Task statement:
Omit any picture, and return the remaining data exactly as written.

┌─ Data

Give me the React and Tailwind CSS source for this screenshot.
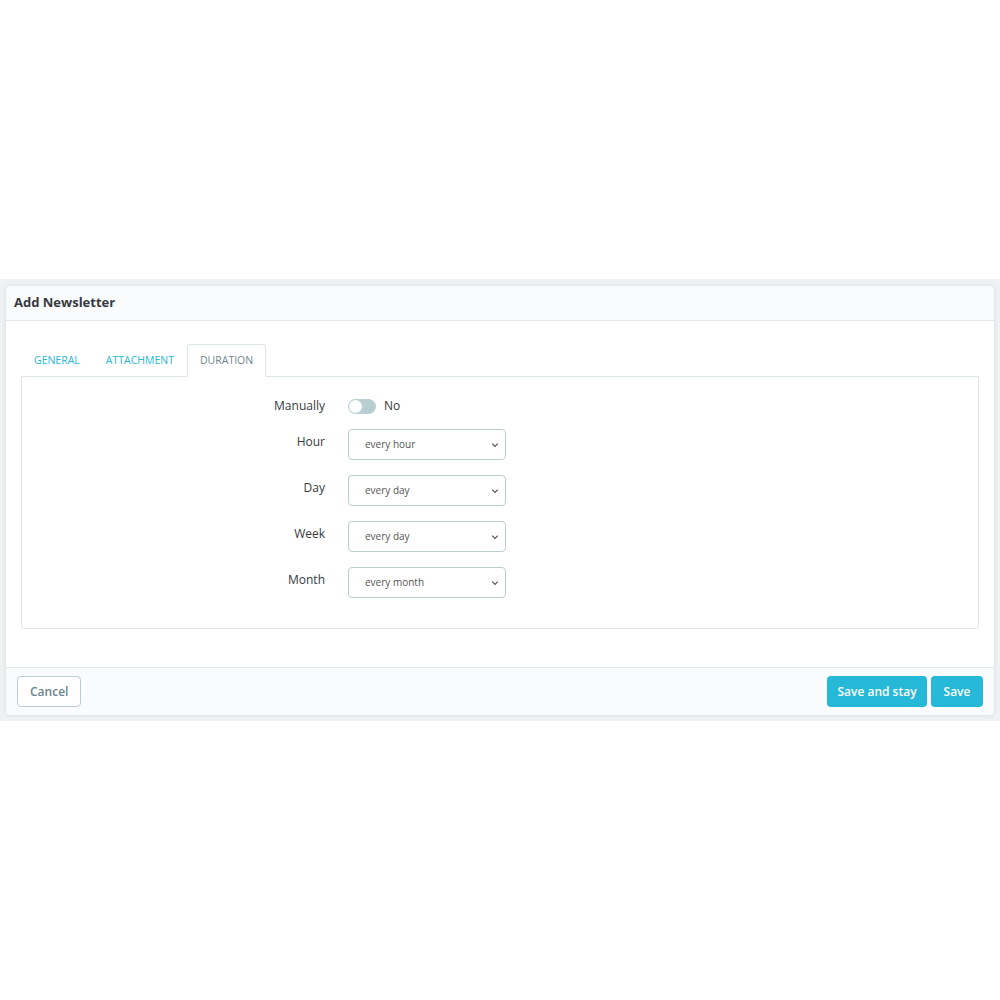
import { useState } from "react";

const ROWS = [
  { label: "Hour", value: "every hour" },
  { label: "Day", value: "every day" },
  { label: "Week", value: "every day" },
  { label: "Month", value: "every month" },
];

function Select({ value }) {
  return (
    <div className="relative flex h-[31px] w-[158px] items-center rounded-[4px] border border-[#bbcdd2] bg-white pl-4 text-[10px] text-[#555]">
      {value}
      <svg className="absolute right-[6px] top-1/2 -translate-y-1/2" width="8" height="8" viewBox="0 0 8 8">
        <path d="M1.2 2.6 L4 5.4 L6.8 2.6" fill="none" stroke="#555" strokeWidth="1.3" />
      </svg>
    </div>
  );
}

export default function App() {
  const [tab] = useState("duration");
  return (
    <div className="min-h-[1000px] bg-white font-['Open_Sans',sans-serif] text-[#363a41]">
      <div className="h-[279px]" />
      <div className="bg-[#eff1f2] px-[5px] pb-[5px] pt-[6px]">
        <div className="rounded-[5px] border border-[#e3e8ea] bg-white shadow-[0_0_4px_rgba(0,0,0,0.06)]">
          <div className="flex h-[35px] items-center rounded-t-[5px] border-b border-[#e3e8ea] bg-[#fafbfc] px-2">
            <h2 className="text-[13px] font-bold text-[#363a41]">Add Newsletter</h2>
          </div>

          <div className="px-[15px] pb-[38px] pt-[22px]">
            <div className="flex h-[33px] items-end text-[10.5px]">
              <button className="px-[13px] pb-[7px] text-[#25b9d7]">GENERAL</button>
              <button className="px-[13px] pb-[7px] text-[#25b9d7]">ATTACHMENT</button>
              <button className={`relative -mb-px h-[33px] rounded-t-[3px] border border-b-white border-[#dfe6e8] bg-white px-[12px] ${tab === "duration" ? "text-[#6c868e]" : ""}`}>
                DURATION
              </button>
            </div>
            <div className="rounded-b-[3px] border border-[#dfe6e8] pb-[30px] pt-[20px]">
              <div className="flex items-center">
                <div className="w-[326px] pr-[23px] text-right text-[12px] text-[#363a41]">Manually</div>
                <div className="flex items-center gap-2">
                  <div className="relative h-[15px] w-[28px] rounded-full bg-[#b7ced3]">
                    <div className="absolute left-[1px] top-[1px] h-[13px] w-[13px] rounded-full bg-white" />
                  </div>
                  <span className="text-[12px] text-[#363a41]">No</span>
                </div>
              </div>
              <div className="mt-[14px] flex flex-col gap-[15px]">
                {ROWS.map((r) => (
                  <div key={r.label} className="flex items-start">
                    <div className="w-[326px] pr-[23px] pt-[4px] text-right text-[12px] text-[#363a41]">{r.label}</div>
                    <Select value={r.value} />
                  </div>
                ))}
              </div>
            </div>
          </div>

          <div className="flex h-[48px] items-center justify-between rounded-b-[5px] border-t border-[#e3e8ea] bg-[#fafbfc] px-[11px]">
            <button className="h-[31px] rounded-[4px] border border-[#bbcdd2] bg-white px-[12px] text-[12px] font-semibold text-[#6c868e]">
              Cancel
            </button>
            <div className="flex gap-[4px]">
              <button className="h-[31px] w-[100px] rounded-[4px] bg-[#25b9d7] text-[12px] font-semibold text-white">Save and stay</button>
              <button className="h-[31px] w-[52px] rounded-[4px] bg-[#25b9d7] text-[12px] font-semibold text-white">Save</button>
            </div>
          </div>
        </div>
      </div>
    </div>
  );
}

└─

Response for this exercise:
Give me the React and Tailwind CSS source for this screenshot.
import { useState } from "react";

const ROWS = [
  { label: "Hour", value: "every hour" },
  { label: "Day", value: "every day" },
  { label: "Week", value: "every day" },
  { label: "Month", value: "every month" },
];

function Select({ value }) {
  return (
    <div className="relative flex h-[31px] w-[158px] items-center rounded-[4px] border border-[#bbcdd2] bg-white pl-4 text-[10px] text-[#555]">
      {value}
      <svg className="absolute right-[6px] top-1/2 -translate-y-1/2" width="8" height="8" viewBox="0 0 8 8">
        <path d="M1.2 2.6 L4 5.4 L6.8 2.6" fill="none" stroke="#555" strokeWidth="1.3" />
      </svg>
    </div>
  );
}

export default function App() {
  const [tab] = useState("duration");
  return (
    <div className="min-h-[1000px] bg-white font-['Open_Sans',sans-serif] text-[#363a41]">
      <div className="h-[279px]" />
      <div className="bg-[#eff1f2] px-[5px] pb-[5px] pt-[6px]">
        <div className="rounded-[5px] border border-[#e3e8ea] bg-white shadow-[0_0_4px_rgba(0,0,0,0.06)]">
          <div className="flex h-[35px] items-center rounded-t-[5px] border-b border-[#e3e8ea] bg-[#fafbfc] px-2">
            <h2 className="text-[13px] font-bold text-[#363a41]">Add Newsletter</h2>
          </div>

          <div className="px-[15px] pb-[38px] pt-[22px]">
            <div className="flex h-[33px] items-end text-[10.5px]">
              <button className="px-[13px] pb-[7px] text-[#25b9d7]">GENERAL</button>
              <button className="px-[13px] pb-[7px] text-[#25b9d7]">ATTACHMENT</button>
              <button className={`relative -mb-px h-[33px] rounded-t-[3px] border border-b-white border-[#dfe6e8] bg-white px-[12px] ${tab === "duration" ? "text-[#6c868e]" : ""}`}>
                DURATION
              </button>
            </div>
            <div className="rounded-b-[3px] border border-[#dfe6e8] pb-[30px] pt-[20px]">
              <div className="flex items-center">
                <div className="w-[326px] pr-[23px] text-right text-[12px] text-[#363a41]">Manually</div>
                <div className="flex items-center gap-2">
                  <div className="relative h-[15px] w-[28px] rounded-full bg-[#b7ced3]">
                    <div className="absolute left-[1px] top-[1px] h-[13px] w-[13px] rounded-full bg-white" />
                  </div>
                  <span className="text-[12px] text-[#363a41]">No</span>
                </div>
              </div>
              <div className="mt-[14px] flex flex-col gap-[15px]">
                {ROWS.map((r) => (
                  <div key={r.label} className="flex items-start">
                    <div className="w-[326px] pr-[23px] pt-[4px] text-right text-[12px] text-[#363a41]">{r.label}</div>
                    <Select value={r.value} />
                  </div>
                ))}
              </div>
            </div>
          </div>

          <div className="flex h-[48px] items-center justify-between rounded-b-[5px] border-t border-[#e3e8ea] bg-[#fafbfc] px-[11px]">
            <button className="h-[31px] rounded-[4px] border border-[#bbcdd2] bg-white px-[12px] text-[12px] font-semibold text-[#6c868e]">
              Cancel
            </button>
            <div className="flex gap-[4px]">
              <button className="h-[31px] w-[100px] rounded-[4px] bg-[#25b9d7] text-[12px] font-semibold text-white">Save and stay</button>
              <button className="h-[31px] w-[52px] rounded-[4px] bg-[#25b9d7] text-[12px] font-semibold text-white">Save</button>
            </div>
          </div>
        </div>
      </div>
    </div>
  );
}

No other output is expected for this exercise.